Why Britain is Leaving EU
The historic upset defeat of the “Remain” camp and successful revolt against the EU has been explained and interpreted in many ways.
In a lead article, the day after the referendum result, the BBC listed 8 reasons why Leave won the UK referendum on the EU. These reasons included the backfiring of Brexit economic warnings; bungled leadership of the Prime Minster, David Cameron; Labour’s disconnect with voters; the inter-generational divide with older voters preferring to leave; the ascendency of immigration and national and cultural identity issues in the minds of lower income voters; perceived economic benefits; and finally, the influence of Euroskeptic leaders and critics such as Nigel Farage and Boris Johnson during the referendum campaign.
While all the reasons advanced played a role in the final voting count to tilt the balance towards those opting for an uncharted and potentially precarious future, in one sense it represented a rejection of what local Britishers see as a much too big, too powerful and out-of-touch technocratic Frankenstein’s monster – as described in a United Kingdom Independence Party’s internet newsletter on the eve of the referendum – which has made life not only difficult but has also profoundly alienated the common citizen (http://www.ukipdaily.com/eu-is-a-frankenstein/)
In the immigration issue especially which assumed center stage in the Brexit debate, many Britons resent the EU migrants who legally move to jobs in Britain, are seen as taking jobs away from locals and are alleged to abuse the country’s benefits and welfare system.
And this is by no means just a view found in Britain. Other nations in the EU face similarly disenchanted citizens fed up with the “big is good; bigger is better” philosophy in economic and political systems that Schumacher warned against, and which the enlarged grouping of European nations seemed to signify.
Ordinary people and communities seem to be looking for solutions which call for more local autonomy and for moves away from centralized control towards greater decentralization and a return to local and national economies in which they have greater influence, however naive or impractical it may appear to the political and business elites that run our world today.
The same soul searching in the rest of Europe has already produced populist politicians and a growing number of Euroskeptics.
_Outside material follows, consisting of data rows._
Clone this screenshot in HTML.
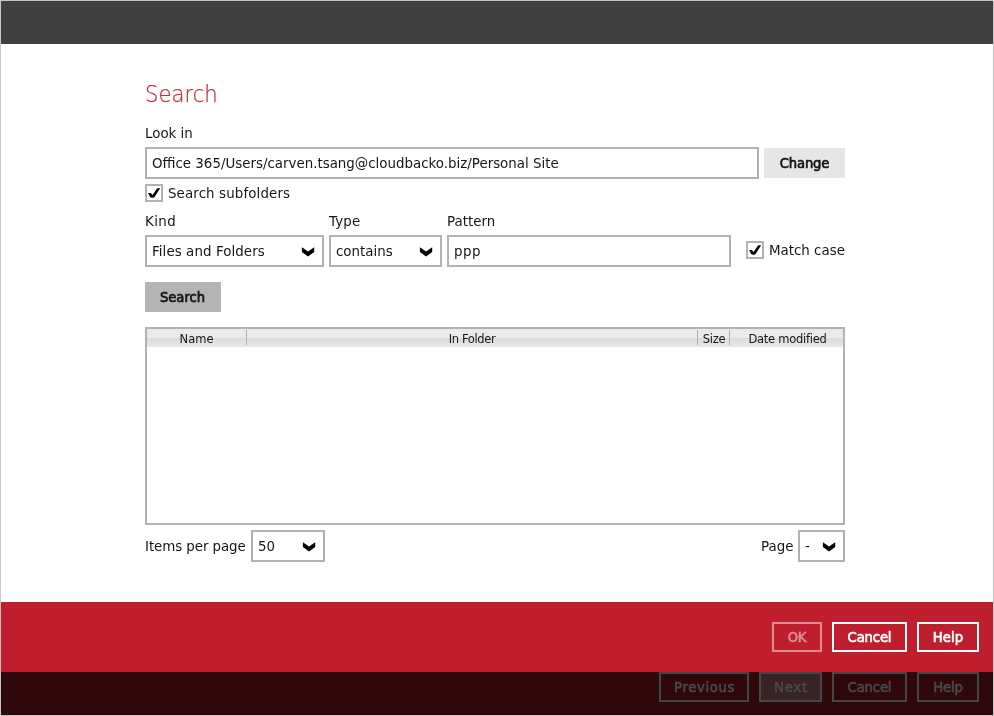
<!DOCTYPE html>
<html lang="en">
<head>
<meta charset="utf-8">
<title>Search</title>
<style>
html,body{margin:0;padding:0;}
body{width:994px;height:716px;position:relative;overflow:hidden;background:#fff;
  font-family:"DejaVu Sans","Liberation Sans",sans-serif;font-size:13.4px;color:#161616;}
*{box-sizing:border-box;}
.abs{position:absolute;}
.frame{left:0;top:0;width:994px;height:716px;border:1px solid #c6c6c6;pointer-events:none;z-index:10;}
.topbar{left:1px;top:1px;width:992px;height:43px;background:#404040;}
.t{position:absolute;white-space:nowrap;line-height:20px;height:20px;}
.title{font-family:"DejaVu Sans Light","DejaVu Sans","Liberation Sans",sans-serif;font-size:23.5px;color:#c4303d;line-height:30px;height:30px;transform-origin:0 0;transform:scaleX(0.9);-webkit-text-stroke:0.25px #c4303d;}
.box{position:absolute;border:2px solid #b2b2b2;background:#fff;}
.btn{position:absolute;text-align:center;color:#141414;font-family:"DejaVu Sans","Liberation Sans",sans-serif;font-weight:400;font-size:13.2px;-webkit-text-stroke:0.65px currentColor;letter-spacing:-0.15px;line-height:32px;height:30px;white-space:nowrap;}
.chev{position:absolute;width:13px;height:10px;overflow:visible;}
.cb{position:absolute;width:18px;height:18px;border:2px solid #b2b2b2;background:#fff;}
.cb svg{position:absolute;left:0;top:0;width:14px;height:14px;}
.hdr{position:absolute;left:147px;top:329px;width:696px;height:18px;
  background:linear-gradient(to bottom,#e9e9e9 0,#ebebeb 9px,#dadada 9px,#e8e8e8 18px);}
.div{position:absolute;top:330px;width:1px;height:15px;background:#b0b0b0;}
.th{position:absolute;top:330px;height:18px;line-height:18px;font-size:11.5px;text-align:center;white-space:nowrap;}
.redbar{left:1px;top:602px;width:992px;height:70px;background:#be1e2d;}
.darkbar{left:1px;top:672px;width:992px;height:43px;background:#2f080c;}
.wb{border:2px solid #fff;color:#fff;line-height:28px;}
.db{border:2px solid #424747;color:#454a4a;line-height:28px;}
</style>
</head>
<body>
<div id="root" style="position:absolute;left:0;top:0;width:994px;height:716px;will-change:transform;">
<div class="abs topbar"></div>

<div class="t title" style="left:145px;top:79px;">Search</div>

<div class="t" style="left:145px;top:124px;">Look in</div>
<div class="box" style="left:145px;top:147px;width:614px;height:32px;"></div>
<div class="t" style="left:152px;top:154px;">Office 365/Users/carven.tsang@cloudbacko.biz/Personal Site</div>
<div class="btn" style="left:764px;top:148px;width:81px;background:#e6e6e6;">Change</div>

<div class="cb" style="left:145px;top:184px;"><svg viewBox="0 0 14 14"><path d="M1.0 7.1 L3.8 7.1 L5.6 9.0 L10.0 2.5 L12.7 2.1 L12.8 2.8 L7.6 10.9 Q6.6 11.9 5.3 11.8 L3.3 11.3 Z" fill="#000"/></svg></div>
<div class="t" style="left:168px;top:184px;letter-spacing:0.12px;">Search subfolders</div>

<div class="t" style="left:145px;top:212px;letter-spacing:0.4px;">Kind</div>
<div class="t" style="left:329px;top:212px;letter-spacing:0.15px;">Type</div>
<div class="t" style="left:447px;top:212px;">Pattern</div>

<div class="box" style="left:145px;top:235px;width:179px;height:32px;"></div>
<div class="t" style="left:152px;top:242px;letter-spacing:0.08px;">Files and Folders</div>
<svg class="chev" style="left:302px;top:247px;" viewBox="0 0 13 10"><path d="M-0.1 0.2 L6.05 4.6 L12.2 0.2 L12.2 4.9 L6.05 9.5 L-0.1 4.9 Z" fill="#000"/></svg>

<div class="box" style="left:329px;top:235px;width:113px;height:32px;"></div>
<div class="t" style="left:336px;top:242px;">contains</div>
<svg class="chev" style="left:420px;top:247px;" viewBox="0 0 13 10"><path d="M-0.1 0.2 L6.05 4.6 L12.2 0.2 L12.2 4.9 L6.05 9.5 L-0.1 4.9 Z" fill="#000"/></svg>

<div class="box" style="left:447px;top:235px;width:284px;height:32px;"></div>
<div class="t" style="left:454px;top:242px;letter-spacing:0.5px;">ppp</div>

<div class="cb" style="left:746px;top:241px;"><svg viewBox="0 0 14 14"><path d="M1.0 7.1 L3.8 7.1 L5.6 9.0 L10.0 2.5 L12.7 2.1 L12.8 2.8 L7.6 10.9 Q6.6 11.9 5.3 11.8 L3.3 11.3 Z" fill="#000"/></svg></div>
<div class="t" style="left:769px;top:241px;">Match case</div>

<div class="btn" style="left:145px;top:282px;width:76px;background:#b4b4b4;letter-spacing:-0.05px;padding-right:1px;">Search</div>

<div class="box" style="left:145px;top:327px;width:700px;height:198px;"></div>
<div class="hdr"></div>
<div class="div" style="left:246px;"></div>
<div class="div" style="left:697px;"></div>
<div class="div" style="left:729px;"></div>
<div class="th" style="left:147px;width:99px;">Name</div>
<div class="th" style="left:247px;width:450px;letter-spacing:-0.35px;">In Folder</div>
<div class="th" style="left:698px;width:32px;letter-spacing:-0.3px;">Size</div>
<div class="th" style="left:730px;width:115px;letter-spacing:-0.25px;">Date modified</div>

<div class="t" style="left:145px;top:537px;letter-spacing:-0.07px;">Items per page</div>
<div class="box" style="left:251px;top:530px;width:74px;height:32px;"></div>
<div class="t" style="left:258px;top:537px;">50</div>
<svg class="chev" style="left:303px;top:542px;" viewBox="0 0 13 10"><path d="M-0.1 0.2 L6.05 4.6 L12.2 0.2 L12.2 4.9 L6.05 9.5 L-0.1 4.9 Z" fill="#000"/></svg>

<div class="t" style="left:761px;top:537px;">Page</div>
<div class="box" style="left:798px;top:530px;width:47px;height:32px;"></div>
<div class="t" style="left:805px;top:537px;">-</div>
<svg class="chev" style="left:823px;top:542px;" viewBox="0 0 13 10"><path d="M-0.1 0.2 L6.05 4.6 L12.2 0.2 L12.2 4.9 L6.05 9.5 L-0.1 4.9 Z" fill="#000"/></svg>

<div class="abs redbar"></div>
<div class="abs darkbar"></div>

<div class="btn wb" style="left:772px;top:622px;width:50px;border-color:#de8a93;color:#de8a93;">OK</div>
<div class="btn wb" style="left:832px;top:622px;width:75px;">Cancel</div>
<div class="btn wb" style="left:917px;top:622px;width:62px;letter-spacing:0.1px;">Help</div>

<div class="btn db" style="left:659px;top:672px;width:90px;letter-spacing:0.65px;padding-left:1px;">Previous</div>
<div class="btn db" style="left:759px;top:672px;width:63px;background:#382224;letter-spacing:0.8px;padding-left:1px;">Next</div>
<div class="btn db" style="left:832px;top:672px;width:75px;">Cancel</div>
<div class="btn db" style="left:917px;top:672px;width:62px;">Help</div>

<div class="abs frame"></div>
</div>
</body>
</html>
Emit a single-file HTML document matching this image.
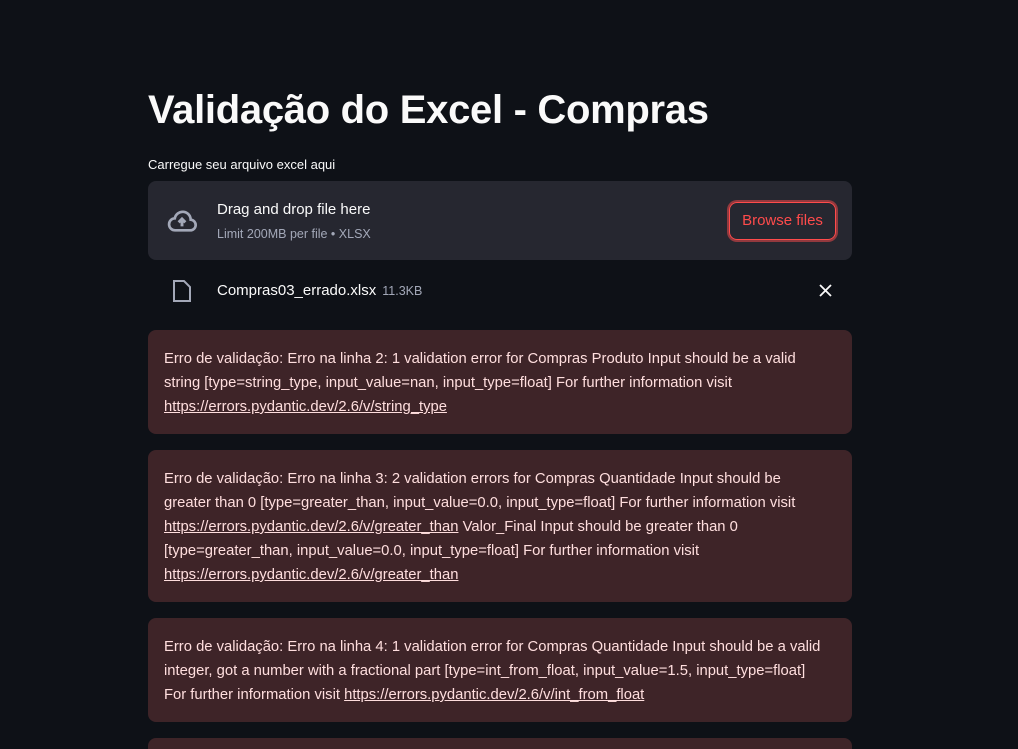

They will seek their own referendums on EU membership and if successful will produce a breakup of the present union; and the need as French Prime Minister Manuel Valls puts it “to invent another Europe.”
Can Malaysia Learn
In Malaysia the Brexit referendum result has produced the predictable dollars and cents focused analysis of what it means to the nation’s trade and investment flows as well as to the property, education and other sectors whose links with the UK are based on its inclusion in the EU. This is a limiting and inadequate focus which misses the larger lessons to be learned.
In our part of the world, especially in Sabah and Sarawak which opted to join Malaya and Singapore in the formation of Malaysia in 1963, a sense of alienation towards the federalized centralized political entity, run from Kuala Lumpur and beholden to UMNO’s agenda, has been brewing for some time.
In August 2014, a coalition of NGOs, politicians and activists from Sarawak and Sabah drew up a petition addressed to the United Nations (UN) secretary-general to re-open the issue of self-determination for the two East Malaysian states. The petition believed to be signed by some 100 representatives was also copied to the UN Special Committee of 24 (C-24) and the UN Human Rights Committee (http://www.theborneopost.com/2014/08/13/group-draws-up-self-determination-petition-for-sarawak-and-sabah/#ixzz4Ccnmmakv).
These local autonomy and even separatist tendencies and forces are not going to go away. At some point – unless real reforms are put in place to provide for greater autonomy and to protect the freedoms and sense of local identity that the local communities from the two states feel they have lost – we will have our own version of Brexit demanded more forcefully.